Combiner immunothérapie et médicaments contre le cancer
Une équipe de l’UNIGE et de l’Amsterdam UMC a démontré que l’immunothérapie se révèle encore plus efficace pour combattre le cancer lorsqu’elle est combinée avec des médicaments spécifiques.
Les cellules endothéliales qui constituent la vascularisation de la tumeur forment une barrière permettant aux cellules immunitaires de s’infiltrer dans la masse tumorale. Grâce au processus d’anergie des cellules endothéliales de la tumeur, l’infiltration des cellules immunitaires est limitée. © UNIGE
Fondée sur la stimulation du système immunitaire, l’immunothérapie est l’une des armes dont disposent les médecins pour combattre le cancer. Toutefois, certain-es patient-es n’y répondent pas toujours de manière positive. Dès lors, serait-ce possible de combiner cette thérapie avec l’usage de médicaments spécifiques, afin de décupler ses effets? Pour répondre à cette question, des chercheurs/euses de l’Amsterdam University Medical Center (UMC), en collaboration avec l’Université de Genève (UNIGE), ont analysé la littérature existante afin de démontrer comment les combinaisons de traitements contre le cancer peuvent se compléter et fonctionner avec succès. L’article, publié dans Nature Reviews Clinical Oncology, confirme que l’usage de médicaments ciblant spécifiquement les vaisseaux sanguins permettent à l’immunothérapie d’augmenter ses chances de succès.
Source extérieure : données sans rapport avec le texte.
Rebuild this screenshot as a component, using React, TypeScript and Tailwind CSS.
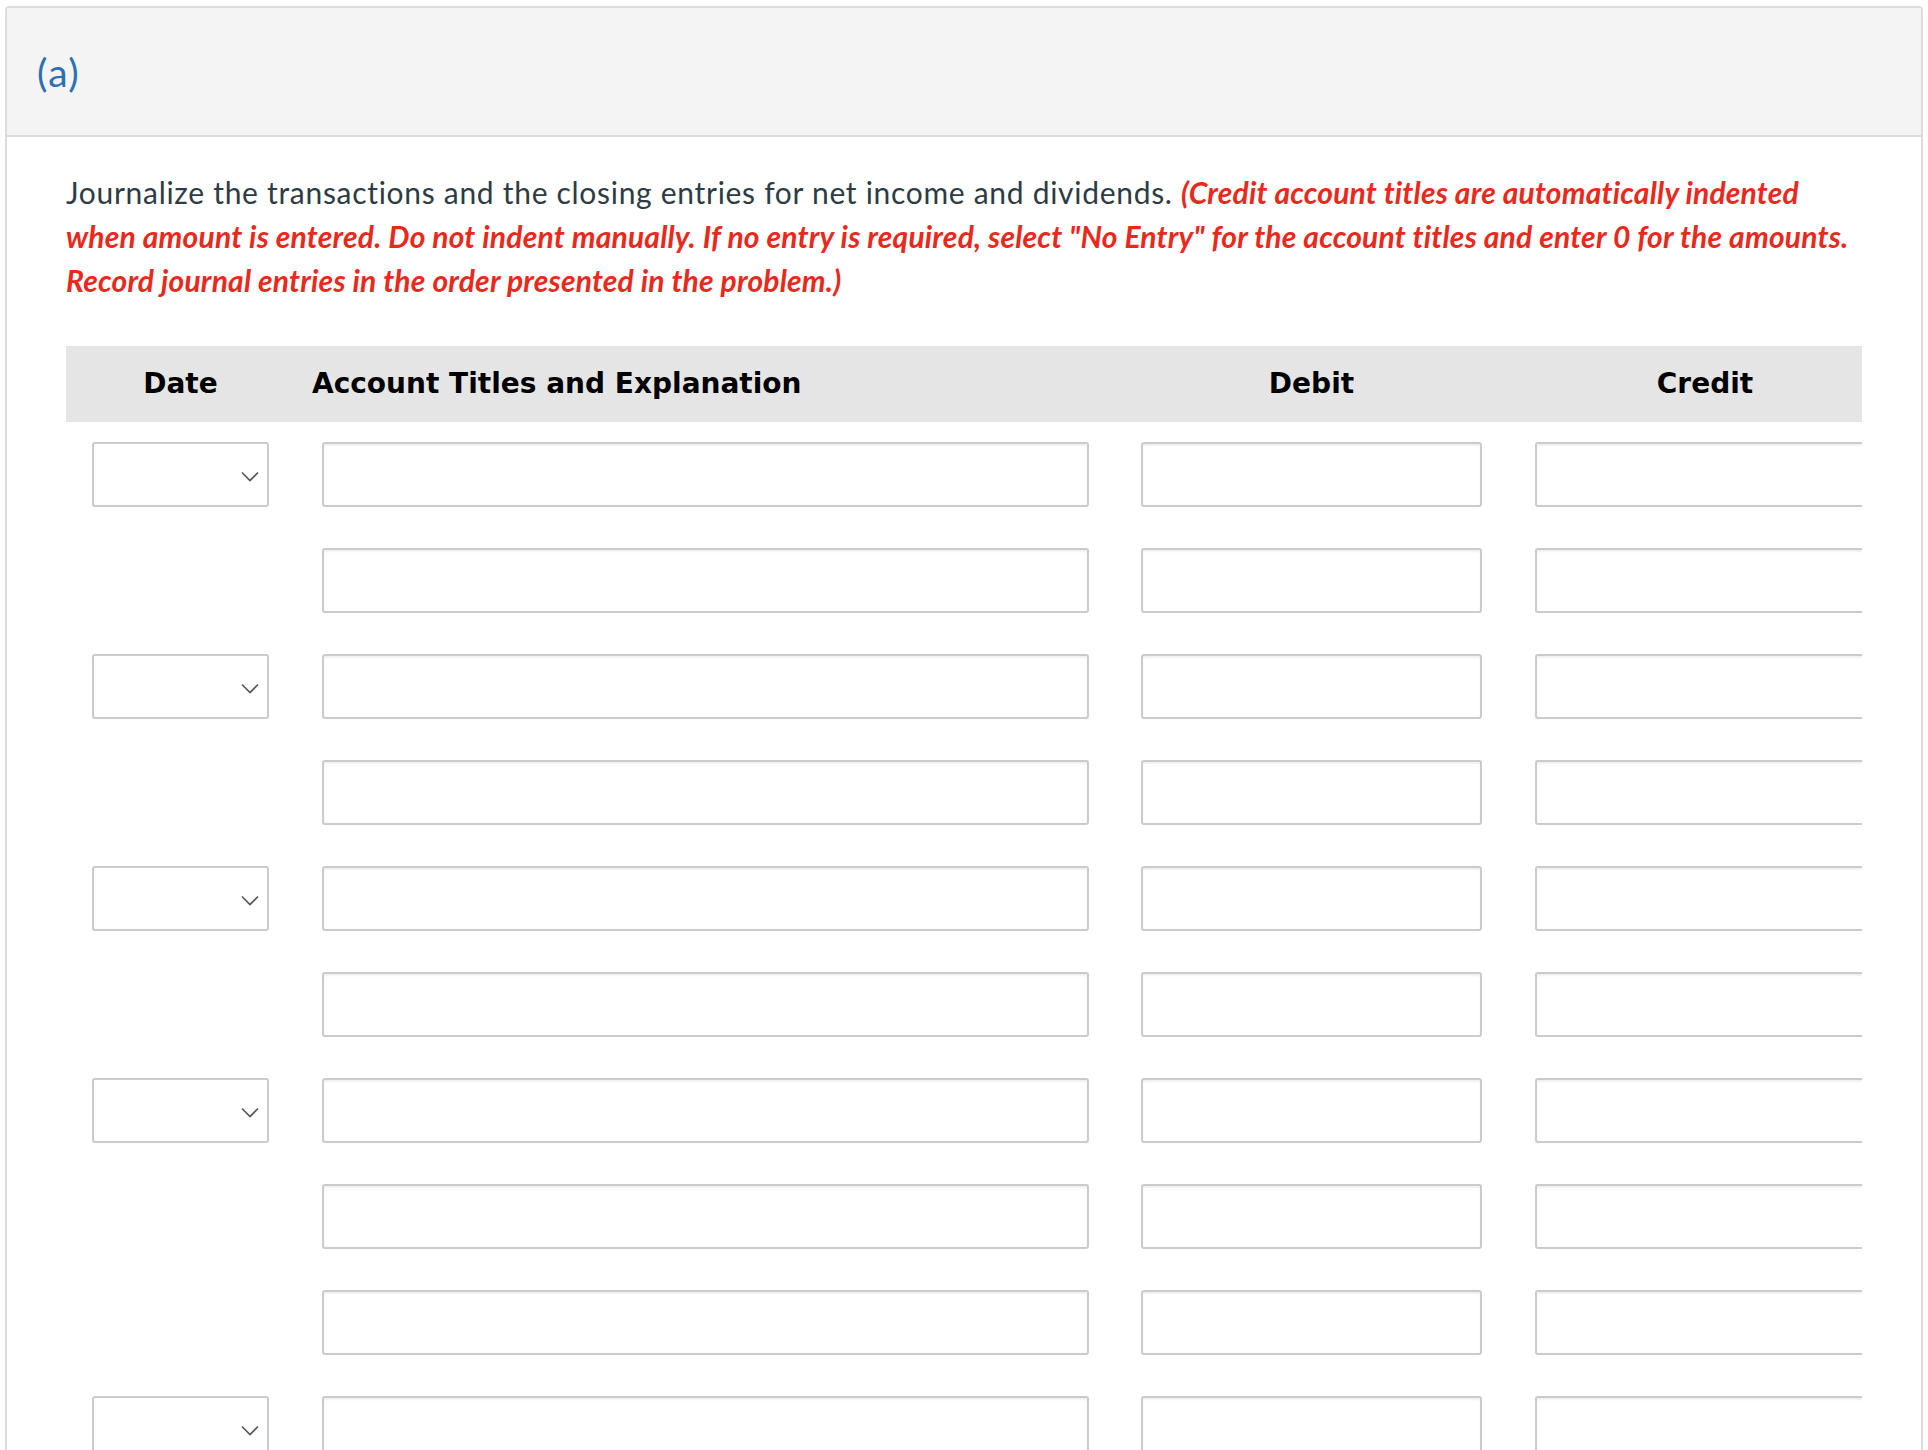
import React from 'react';

// rows: true = row has a date dropdown
const rows = [true, false, true, false, true, false, true, false, false, true, false];

function Chevron() {
  return (
    <svg width="18" height="11" viewBox="0 0 18 11" fill="none" className="absolute right-[8px] top-[27px]">
      <path d="M1 1.5 L9 9.5 L17 1.5" stroke="#555555" strokeWidth="1.6" />
    </svg>
  );
}

function Field({ width }: { width: string }) {
  return (
    <div
      className={`${width} h-[65px] shrink-0 rounded-[3px] border-2 border-[#cbcbcb] bg-white shadow-[inset_0_2px_2px_rgba(0,0,0,0.06)]`}
    />
  );
}

export default function App() {
  return (
    <div className="min-h-screen bg-white pt-[6px] pl-[5px] pr-[5px]" style={{ fontFamily: 'Lato, "Open Sans", sans-serif' }}>
      <div className="border-2 border-[#dcdcdc] rounded-t-[4px] bg-white">
        {/* header */}
        <div className="h-[129px] bg-[#f4f4f4] border-b-2 border-[#dcdcdc] flex items-center pl-[30px] pt-[2px]">
          <span className="text-[39px] tracking-[1.5px] text-[#2c6fb3] leading-none">(a)</span>
        </div>

        <div className="pl-[59px] pt-[33px]">
          {/* instructions */}
          <p className="text-[30px] leading-[44px] tracking-[0.7px] text-[#2d3b45] w-[1802px]">
            Journalize the transactions and the closing entries for net income and dividends.{' '}
            <em className="font-bold italic tracking-[0.2px] text-[#e8291c]">
              (Credit account titles are automatically indented when amount is entered. Do not indent manually. If no entry is
              required, select "No Entry" for the account titles and enter 0 for the amounts. Record journal entries in the order
              presented in the problem.)
            </em>
          </p>

          {/* journal table */}
          <div className="mt-[44px] w-[1796px] overflow-hidden">
            <div
              className="h-[76px] bg-[#e5e5e5] flex items-center text-[28px] font-bold text-black"
              style={{ fontFamily: '"DejaVu Sans", Verdana, sans-serif' }}
            >
              <div className="ml-[26px] w-[177px] shrink-0 text-center">Date</div>
              <div className="ml-[43px] w-[777px] shrink-0">Account Titles and Explanation</div>
              <div className="ml-[52px] w-[341px] shrink-0 text-center">Debit</div>
              <div className="ml-[53px] w-[340px] shrink-0 text-center">Credit</div>
            </div>

            <div className="pt-[20px] flex flex-col gap-[41px]">
              {rows.map((hasDate, i) => (
                <div key={i} className="flex">
                  <div className="ml-[26px] w-[177px] shrink-0">
                    {hasDate && (
                      <div className="relative h-[65px] rounded-[3px] border-2 border-[#cbcbcb] bg-white">
                        <Chevron />
                      </div>
                    )}
                  </div>
                  <div className="ml-[53px] shrink-0">
                    <Field width="w-[767px]" />
                  </div>
                  <div className="ml-[52px] shrink-0">
                    <Field width="w-[341px]" />
                  </div>
                  <div className="ml-[53px] shrink-0">
                    <Field width="w-[340px]" />
                  </div>
                </div>
              ))}
            </div>
          </div>
        </div>
      </div>
    </div>
  );
}
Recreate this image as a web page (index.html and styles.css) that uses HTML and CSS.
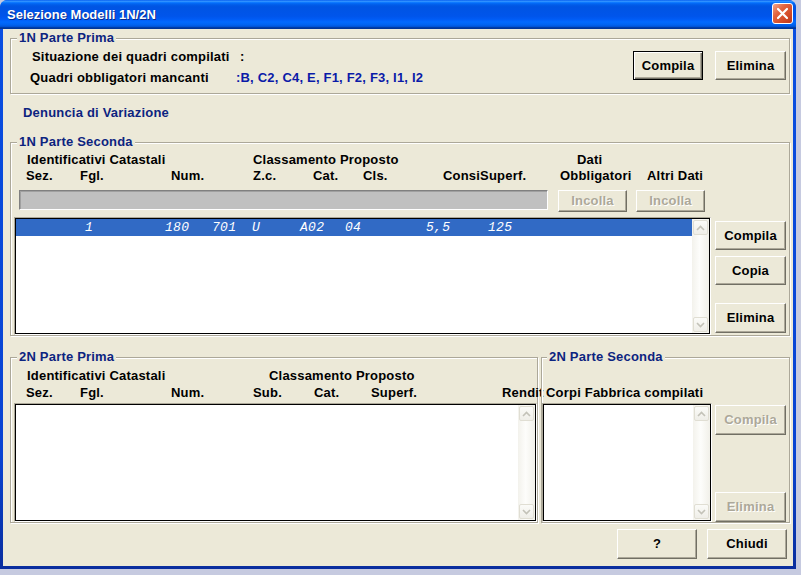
FILE: index.html
```html
<!DOCTYPE html>
<html lang="it">
<head>
<meta charset="utf-8">
<title>Selezione Modelli 1N/2N</title>
<link rel="stylesheet" href="styles.css">
</head>
<body>
<div class="window">
  <header class="titlebar">
    <span class="title">Selezione Modelli 1N/2N</span>
    <span class="close"><svg width="19" height="19" viewBox="0 0 19 19"><path d="M5 5 L14 14 M14 5 L5 14" stroke="#fff" stroke-width="2.2" stroke-linecap="round"/></svg></span>
  </header>
  <div class="client">
    <section class="group g1">
      <div class="legend">1N Parte Prima</div>
      <div class="g1-body">
        <div class="g1-info">
          <div class="info-row r1"><span class="l1">Situazione dei quadri compilati</span><span>:</span></div>
          <div class="info-row r2"><span class="l2">Quadri obbligatori mancanti</span><span class="val">:B, C2, C4, E, F1, F2, F3, I1, I2</span></div>
        </div>
        <div class="g1-btns">
          <button class="btn default w70">Compila</button>
          <button class="btn w71">Elimina</button>
        </div>
      </div>
    </section>

    <div class="denuncia">Denuncia di Variazione</div>

    <section class="group g2">
      <div class="legend">1N Parte Seconda</div>
      <div class="hdr h1">
        <span>Identificativi Catastali</span>
        <span>Classamento Proposto</span>
        <span>Dati</span>
      </div>
      <div class="hdr h2">
        <span>Sez.</span><span>Fgl.</span><span>Num.</span><span>Z.c.</span><span>Cat.</span><span>Cls.</span><span>ConsiSuperf.</span><span>Obbligatori</span><span>Altri Dati</span>
      </div>
      <div class="barrow">
        <div class="bar"></div>
        <button class="btn inc1" disabled>Incolla</button>
        <button class="btn inc2" disabled>Incolla</button>
      </div>
      <div class="listrow">
        <div class="list">
          <div class="list-in">
            <div class="items">
              <div class="sel"><span>1</span><span>180</span><span>701</span><span>U</span><span>A02</span><span>04</span><span>5,5</span><span>125</span></div>
            </div>
            <div class="scroll">
              <div class="sb-btn"><svg width="9" height="6" viewBox="0 0 9 6"><path d="M1 5 L4.5 1.5 L8 5" fill="none" stroke="#c3c2b8" stroke-width="1.6"/></svg></div>
              <div class="sb-btn"><svg width="9" height="6" viewBox="0 0 9 6"><path d="M1 1 L4.5 4.5 L8 1" fill="none" stroke="#c3c2b8" stroke-width="1.6"/></svg></div>
            </div>
          </div>
        </div>
        <div class="side2">
          <button class="btn b-comp">Compila</button>
          <button class="btn b-copia">Copia</button>
          <button class="btn b-elim">Elimina</button>
        </div>
      </div>
    </section>

    <div class="lower">
      <section class="group g3">
        <div class="legend">2N Parte Prima</div>
        <div class="hdr h1">
          <span>Identificativi Catastali</span>
          <span>Classamento Proposto</span>
        </div>
        <div class="hdr h2">
          <span>Sez.</span><span>Fgl.</span><span>Num.</span><span>Sub.</span><span>Cat.</span><span>Superf.</span><span>Rendit</span>
        </div>
        <div class="listrow">
          <div class="list">
            <div class="list-in">
              <div class="items"></div>
              <div class="scroll">
                <div class="sb-btn"><svg width="9" height="6" viewBox="0 0 9 6"><path d="M1 5 L4.5 1.5 L8 5" fill="none" stroke="#c3c2b8" stroke-width="1.6"/></svg></div>
                <div class="sb-btn"><svg width="9" height="6" viewBox="0 0 9 6"><path d="M1 1 L4.5 4.5 L8 1" fill="none" stroke="#c3c2b8" stroke-width="1.6"/></svg></div>
              </div>
            </div>
          </div>
        </div>
      </section>

      <section class="group g4">
        <div class="legend">2N Parte Seconda</div>
        <div class="corpi"><span class="corpi-lbl">Corpi Fabbrica compilati</span></div>
        <div class="listrow">
          <div class="list">
            <div class="list-in">
              <div class="items"></div>
              <div class="scroll">
                <div class="sb-btn"><svg width="9" height="6" viewBox="0 0 9 6"><path d="M1 5 L4.5 1.5 L8 5" fill="none" stroke="#c3c2b8" stroke-width="1.6"/></svg></div>
                <div class="sb-btn"><svg width="9" height="6" viewBox="0 0 9 6"><path d="M1 1 L4.5 4.5 L8 1" fill="none" stroke="#c3c2b8" stroke-width="1.6"/></svg></div>
              </div>
            </div>
          </div>
          <div class="side4">
            <button class="btn" disabled>Compila</button>
            <button class="btn" disabled>Elimina</button>
          </div>
        </div>
      </section>
    </div>

    <div class="footer">
      <button class="btn w80">?</button>
      <button class="btn w80">Chiudi</button>
    </div>
  </div>
</div>
</body>
</html>
```

FILE: styles.css
```css
* { box-sizing: border-box; }

body {
  margin: 0;
  width: 801px;
  height: 575px;
  overflow: hidden;
  background: #c6cae0;
  font-family: "Liberation Sans", Arial, sans-serif;
  font-size: 13px;
  font-weight: bold;
  line-height: 14px;
  letter-spacing: 0.2px;
  color: #000;
}

.window {
  width: 796px;
  height: 569px;
  display: flex;
  flex-direction: column;
  background: linear-gradient(to bottom, #0a4fe2, #0843d2 80%, #0a2e9e);
  border-radius: 8px 8px 0 0;
}

.titlebar {
  height: 29px;
  flex: none;
  display: flex;
  align-items: flex-start;
  padding: 0 3px 0 7px;
  border-radius: 7px 7px 0 0;
  background: linear-gradient(to bottom, #0058ee 0%, #3593ff 4%, #288eff 6%, #127dff 8%, #036ffc 10%, #0262ee 14%, #0057e5 20%, #0054e3 24%, #0055eb 56%, #005bf5 66%, #026afe 76%, #0062ef 86%, #0052d6 92%, #0040ab 94%, #003092 100%);
}

.title {
  flex: 1;
  margin-top: 7px;
  color: #fff;
  letter-spacing: 0;
  line-height: 15px;
  text-shadow: 1px 1px 0 #0a2a8a;
}

.close {
  margin-top: 3px;
  width: 21px;
  height: 21px;
  border: 1px solid #fff;
  border-radius: 3px;
  background: linear-gradient(135deg, #f2a68c 0%, #e3643f 35%, #d24a27 70%, #bb361b 100%);
  display: flex;
  align-items: center;
  justify-content: center;
}

.client {
  flex: 1;
  margin: 0 3px 3px;
  background: #ece9d8;
  padding: 0 3px 0 7px;
  display: flex;
  flex-direction: column;
}

.group {
  flex: none;
  border: 1px solid #aca899;
  box-shadow: inset 1px 1px 0 #fff, 1px 1px 0 #fff;
  display: flex;
  flex-direction: column;
}

.legend {
  align-self: flex-start;
  margin: -8px 0 0 6px;
  padding: 0 2px;
  height: 14px;
  background: #ece9d8;
  color: #0c2480;
  white-space: nowrap;
}

/* group 1 */
.g1 { margin-top: 9px; height: 56px; }
.g1-body {
  display: flex;
  justify-content: space-between;
  padding: 5px 3px 0 0;
}
.info-row { display: flex; height: 14px; white-space: nowrap; }
.r1 { padding-left: 21px; margin-bottom: 7px; }
.r2 { padding-left: 19px; }
.l1 { width: 208px; }
.l2 { width: 206px; }
.val { color: #0a1aa8; }
.g1-btns { display: flex; gap: 12px; margin-top: 1px; }

.denuncia {
  flex: none;
  margin-top: 12px;
  padding-left: 13px;
  height: 14px;
  color: #0c2480;
}

/* buttons */
.btn {
  height: 29px;
  padding: 0;
  background: #ece9d8;
  border: 1px solid;
  border-color: #fff #716f64 #716f64 #fff;
  box-shadow: inset -1px -1px 0 #aca899;
  font: inherit;
  letter-spacing: inherit;
  color: #000;
  width: 71px;
}
.btn.default {
  border: 1px solid #000;
  box-shadow: inset 1px 1px 0 #fff, inset -1px -1px 0 #716f64, inset -2px -2px 0 #aca899;
}
.btn:disabled {
  color: #aca899;
  text-shadow: 1px 1px 0 #fff;
}
.w70 { width: 70px; }
.w71 { width: 71px; }
.w80 { width: 80px; height: 30px; }

/* headers */
.hdr { display: grid; white-space: nowrap; height: 14px; }
.g2 { margin-top: 22px; height: 194px; }
.g2 .h1 { margin-top: 4px; padding-left: 16px; grid-template-columns: 226px 324px auto; }
.g2 .h2 { margin-top: 2px; padding-left: 15px; grid-template-columns: 54px 91px 82px 60px 50px 80px 117px 87px auto; }

.barrow {
  display: flex;
  align-items: flex-start;
  margin-top: 7px;
  padding-left: 8px;
  height: 22px;
}
.bar {
  width: 529px;
  height: 20px;
  background: #c0c0c0;
  border: 1px solid;
  border-color: #808080 #fff #fff #808080;
  box-shadow: inset 1px 1px 0 #a0a0a0;
}
.inc1 { margin-left: 10px; width: 69px; height: 22px; }
.inc2 { margin-left: 9px; width: 69px; height: 22px; }

.listrow { display: flex; margin-top: 5px; padding-left: 3px; }

.list {
  display: flex;
  border: 1px solid;
  border-color: #aca899 #fff #fff #aca899;
}
.list-in {
  flex: 1;
  display: flex;
  border: 1px solid #000;
  background: #fff;
}
.items { flex: 1; }
.sel {
  height: 17px;
  background: #316ac5;
  color: #fff;
  font: italic normal 13px/17px "Liberation Mono", "Courier New", monospace;
  letter-spacing: 0.3px;
  display: grid;
  grid-template-columns: 80px 47px 40px 48px 45px 81px 62px auto;
  padding-left: 69px;
  white-space: pre;
}

.scroll {
  width: 17px;
  display: flex;
  flex-direction: column;
  justify-content: space-between;
  padding: 1px;
  background: linear-gradient(to right, #f3f2ec, #fdfdfb 45%, #f1f0e9);
}
.sb-btn {
  height: 15px;
  border: 1px solid #e0ded3;
  border-radius: 2px;
  background: linear-gradient(to bottom, #fbfbf8, #efeee8);
  display: flex;
  align-items: center;
  justify-content: center;
}

.g2 .list { width: 697px; height: 118px; }
.side2 { margin-left: 4px; display: flex; flex-direction: column; padding-top: 4px; }
.b-copia { margin-top: 6px; }
.b-elim { margin-top: 18px; height: 30px; }

/* lower groups */
.lower { flex: none; display: flex; gap: 3px; margin-top: 21px; height: 166px; }
.g3 { width: 528px; }
.g4 { width: 249px; }
.g3 .h1 { margin-top: 5px; padding-left: 16px; grid-template-columns: 242px auto; }
.g3 .h2 { margin-top: 3px; padding-left: 15px; grid-template-columns: 54px 91px 82px 61px 57px 131px auto; }
.g3 .listrow { margin-top: 3px; }
.g3 .list { width: 523px; height: 119px; }

.g4 .legend { margin-left: 5px; }
.corpi { margin-top: 22px; padding-left: 4px; height: 14px; white-space: nowrap; }
.g4 .listrow { margin-top: 3px; padding-left: 0; }
.g4 .list { width: 170px; height: 119px; }
.side4 {
  margin-left: 3px;
  display: flex;
  flex-direction: column;
  justify-content: space-between;
  padding-top: 2px;
}
.side4 .btn { height: 30px; }

.footer {
  flex: none;
  display: flex;
  justify-content: flex-end;
  gap: 10px;
  margin-top: 6px;
  padding-right: 3px;
}
```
«Il y a vingt-cinq ans, nous avons découvert qu’une tumeur est capable de se protéger contre le système immunitaire grâce à un processus appelé l’angiogenèse», explique Arjan Griffioen, professeur d’oncologie expérimentale et d’angiogenèse sur le système immunitaire et le cancer à l’Amsterdam UMC. En effet, les tumeurs ont besoin de nouveaux vaisseaux sanguins pour survivre. Pour ce faire, elles fabriquent des substances – appelées facteurs angiogéniques – , qui attirent les vaisseaux sanguins vers elles et les modifient de sorte que les cellules immunitaires ne peuvent plus se fixer à leur paroi. La réaction des vaisseaux sanguins aux processus inflammatoires est dès lors totalement absente, protégeant la tumeur du système immunitaire. «Mais si l’on prescrit un médicament qui inhibe l’angiogenèse, on lève cette barrière et les cellules immunitaires peuvent à nouveau attaquer la tumeur!», s’enthousiasme Patrycja Nowak-Sliwinska, professeure à la Section des sciences pharmaceutiques de la Faculté des sciences de l’UNIGE. En d’autres termes, le système immunitaire fait ce qu’il est censé faire.
Hypothèse confirmée un quart de siècle plus tard
Lorsque l’équipe du professeur Griffioen a publié ses résultats sur l’angiogenèse en 1996, elle a formulé l’hypothèse suivante: une thérapie anti-angiogenèse pourrait empêcher la tumeur d’échapper aux cellules immunitaires en rendant les vaisseaux sanguins à nouveau accessibles. C’est pourquoi les chercheurs/euses ont fait valoir que toute immunothérapie devrait être associée à des inhibiteurs de l’angiogenèse. Aujourd’hui, un quart de siècle plus tard, cette analyse documentaire a montré que cette vieille hypothèse était correcte. «C’est un nouvel éclairage. Nous avions déjà constaté en laboratoire que l’immunothérapie fonctionne mieux en combinaison avec des médicaments qui détruisent les vaisseaux sanguins des tumeurs. Grâce à cette revue de la littérature, nous comprenons aujourd’hui comment elle fonctionne chez l’homme. Ces connaissances donnent un coup de pouce aux nouveaux traitements contre le cancer», explique Arjan Griffioen.
De meilleures combinaisons de traitements contre le cancer
En 2021, il existe de nombreuses preuves que la thérapie anti-angiogénèse renforce l’immunothérapie. Plus de quatre-vingt-dix essais cliniques sont en cours et, depuis 2018, cinq thérapies combinées ont été approuvées par la Food and Drug Administration (FDA) américaine. «En comprenant comment les tumeurs échappent à l’immunité et pourquoi un patient ne répond pas à l’immunothérapie, nous pouvons concevoir des combinaisons de traitements nouvelles et améliorées qui lèveront progressivement les obstacles qui s’opposent au travail des cellules immunitaires», conclut Patrycja Nowak-Sliwinska.